◆ WORK INSTRUCTIONS:
Extract from the entries below, exactly as given, only the lines from the line containing "Convert this screenshot" to the line containing "FiList, FiSettings, FiUsers", both lines included.
** start of PROVIDED RECORDS **
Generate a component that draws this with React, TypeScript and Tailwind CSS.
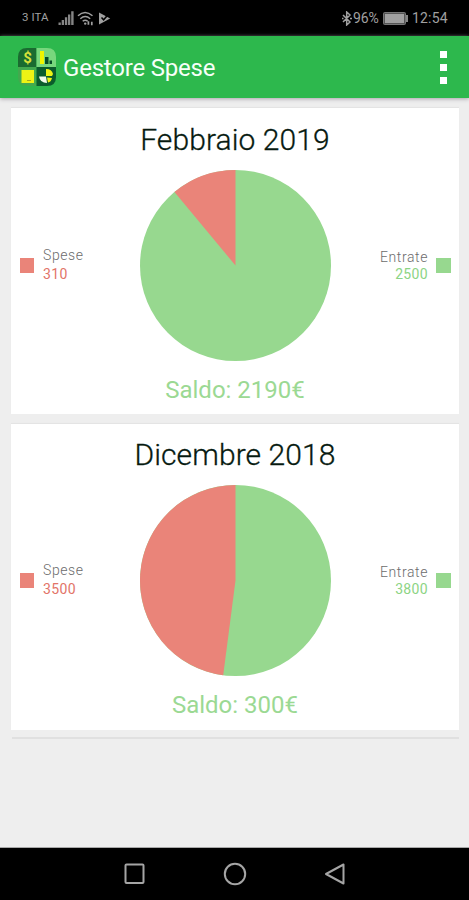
** end of PROVIDED RECORDS **
** start of PROVIDED RECORDS **
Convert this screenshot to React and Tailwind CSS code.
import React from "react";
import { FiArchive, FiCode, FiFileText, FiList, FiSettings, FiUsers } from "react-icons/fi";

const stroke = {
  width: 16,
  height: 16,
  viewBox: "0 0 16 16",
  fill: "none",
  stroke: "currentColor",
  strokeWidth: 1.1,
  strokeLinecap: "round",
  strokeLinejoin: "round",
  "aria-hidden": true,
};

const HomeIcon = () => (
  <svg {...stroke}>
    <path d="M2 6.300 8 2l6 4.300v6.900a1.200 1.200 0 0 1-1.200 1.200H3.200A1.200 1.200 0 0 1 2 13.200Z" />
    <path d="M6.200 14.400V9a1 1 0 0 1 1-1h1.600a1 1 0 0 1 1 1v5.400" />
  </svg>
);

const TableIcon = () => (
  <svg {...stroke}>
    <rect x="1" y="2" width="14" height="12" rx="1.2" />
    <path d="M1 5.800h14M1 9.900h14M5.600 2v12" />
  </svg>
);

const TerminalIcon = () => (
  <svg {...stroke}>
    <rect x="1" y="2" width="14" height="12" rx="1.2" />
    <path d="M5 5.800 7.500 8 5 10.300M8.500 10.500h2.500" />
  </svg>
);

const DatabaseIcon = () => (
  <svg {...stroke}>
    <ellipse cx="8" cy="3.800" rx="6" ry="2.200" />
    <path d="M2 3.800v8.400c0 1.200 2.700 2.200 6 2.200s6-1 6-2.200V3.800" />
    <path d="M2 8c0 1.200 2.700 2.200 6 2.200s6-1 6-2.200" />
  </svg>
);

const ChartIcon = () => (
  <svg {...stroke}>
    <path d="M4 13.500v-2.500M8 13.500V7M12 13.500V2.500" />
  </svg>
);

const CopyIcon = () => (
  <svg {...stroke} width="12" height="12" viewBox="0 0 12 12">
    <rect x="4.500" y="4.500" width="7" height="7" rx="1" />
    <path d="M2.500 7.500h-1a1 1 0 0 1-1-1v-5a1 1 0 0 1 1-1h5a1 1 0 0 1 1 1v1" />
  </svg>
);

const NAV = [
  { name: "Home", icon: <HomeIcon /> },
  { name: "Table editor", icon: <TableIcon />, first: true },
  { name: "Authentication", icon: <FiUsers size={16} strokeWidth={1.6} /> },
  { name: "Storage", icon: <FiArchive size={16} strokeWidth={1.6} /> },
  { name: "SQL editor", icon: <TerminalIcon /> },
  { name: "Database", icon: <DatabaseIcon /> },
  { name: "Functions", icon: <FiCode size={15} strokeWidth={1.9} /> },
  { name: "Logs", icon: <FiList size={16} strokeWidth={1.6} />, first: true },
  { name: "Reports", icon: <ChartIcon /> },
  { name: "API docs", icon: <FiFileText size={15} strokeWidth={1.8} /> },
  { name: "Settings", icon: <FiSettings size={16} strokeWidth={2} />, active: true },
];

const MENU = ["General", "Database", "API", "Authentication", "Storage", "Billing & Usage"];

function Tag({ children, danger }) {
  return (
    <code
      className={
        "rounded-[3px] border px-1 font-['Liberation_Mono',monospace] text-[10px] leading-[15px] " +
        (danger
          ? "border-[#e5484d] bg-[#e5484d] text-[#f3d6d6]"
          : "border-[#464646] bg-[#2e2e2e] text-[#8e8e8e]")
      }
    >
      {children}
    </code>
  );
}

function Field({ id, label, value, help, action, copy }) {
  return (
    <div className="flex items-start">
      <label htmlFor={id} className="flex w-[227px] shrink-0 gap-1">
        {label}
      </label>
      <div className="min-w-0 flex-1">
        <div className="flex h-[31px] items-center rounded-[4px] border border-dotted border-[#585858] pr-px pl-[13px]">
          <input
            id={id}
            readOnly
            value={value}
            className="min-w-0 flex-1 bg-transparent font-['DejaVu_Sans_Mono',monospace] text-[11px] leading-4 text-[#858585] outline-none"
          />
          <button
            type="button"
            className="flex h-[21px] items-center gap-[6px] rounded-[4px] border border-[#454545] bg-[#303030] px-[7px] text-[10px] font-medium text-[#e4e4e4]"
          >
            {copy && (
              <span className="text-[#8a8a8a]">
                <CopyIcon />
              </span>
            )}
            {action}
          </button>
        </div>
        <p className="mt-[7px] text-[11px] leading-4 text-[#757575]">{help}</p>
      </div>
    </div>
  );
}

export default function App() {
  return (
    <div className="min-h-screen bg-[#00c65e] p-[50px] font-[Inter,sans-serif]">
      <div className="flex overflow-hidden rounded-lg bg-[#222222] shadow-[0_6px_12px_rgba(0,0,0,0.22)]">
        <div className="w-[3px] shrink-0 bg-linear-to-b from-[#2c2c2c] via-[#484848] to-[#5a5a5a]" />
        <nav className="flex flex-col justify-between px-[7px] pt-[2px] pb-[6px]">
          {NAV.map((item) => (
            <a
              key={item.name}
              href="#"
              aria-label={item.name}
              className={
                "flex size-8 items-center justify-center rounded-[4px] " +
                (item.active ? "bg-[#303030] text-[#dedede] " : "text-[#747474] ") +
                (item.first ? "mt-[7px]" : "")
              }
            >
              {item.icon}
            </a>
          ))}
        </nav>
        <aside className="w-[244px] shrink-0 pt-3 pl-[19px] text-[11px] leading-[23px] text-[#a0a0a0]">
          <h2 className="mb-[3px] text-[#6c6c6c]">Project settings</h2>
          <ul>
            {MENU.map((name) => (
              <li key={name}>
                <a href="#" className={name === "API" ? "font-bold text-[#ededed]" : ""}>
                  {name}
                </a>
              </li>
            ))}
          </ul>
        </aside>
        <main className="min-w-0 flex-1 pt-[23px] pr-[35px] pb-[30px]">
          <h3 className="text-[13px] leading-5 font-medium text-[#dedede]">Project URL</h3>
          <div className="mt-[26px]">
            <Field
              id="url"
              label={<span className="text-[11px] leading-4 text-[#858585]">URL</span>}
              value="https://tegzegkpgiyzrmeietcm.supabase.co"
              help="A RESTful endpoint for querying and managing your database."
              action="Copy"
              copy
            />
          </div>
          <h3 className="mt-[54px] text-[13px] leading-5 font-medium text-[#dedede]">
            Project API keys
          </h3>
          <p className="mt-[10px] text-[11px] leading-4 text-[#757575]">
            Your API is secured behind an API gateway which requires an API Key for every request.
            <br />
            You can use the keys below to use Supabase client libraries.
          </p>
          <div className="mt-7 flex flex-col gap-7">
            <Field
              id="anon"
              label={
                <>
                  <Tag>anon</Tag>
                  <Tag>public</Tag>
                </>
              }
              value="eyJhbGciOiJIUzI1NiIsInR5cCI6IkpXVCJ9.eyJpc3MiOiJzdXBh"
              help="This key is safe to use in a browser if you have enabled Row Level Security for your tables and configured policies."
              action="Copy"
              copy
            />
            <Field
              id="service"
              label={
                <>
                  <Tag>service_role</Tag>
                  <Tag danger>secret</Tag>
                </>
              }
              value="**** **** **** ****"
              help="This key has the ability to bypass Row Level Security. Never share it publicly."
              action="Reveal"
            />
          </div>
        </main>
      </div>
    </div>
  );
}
** end of PROVIDED RECORDS **
◆ ANSWER TO THE PROBLEM:
Convert this screenshot to React and Tailwind CSS code.
import React from "react";
import { FiArchive, FiCode, FiFileText, FiList, FiSettings, FiUsers } from "react-icons/fi";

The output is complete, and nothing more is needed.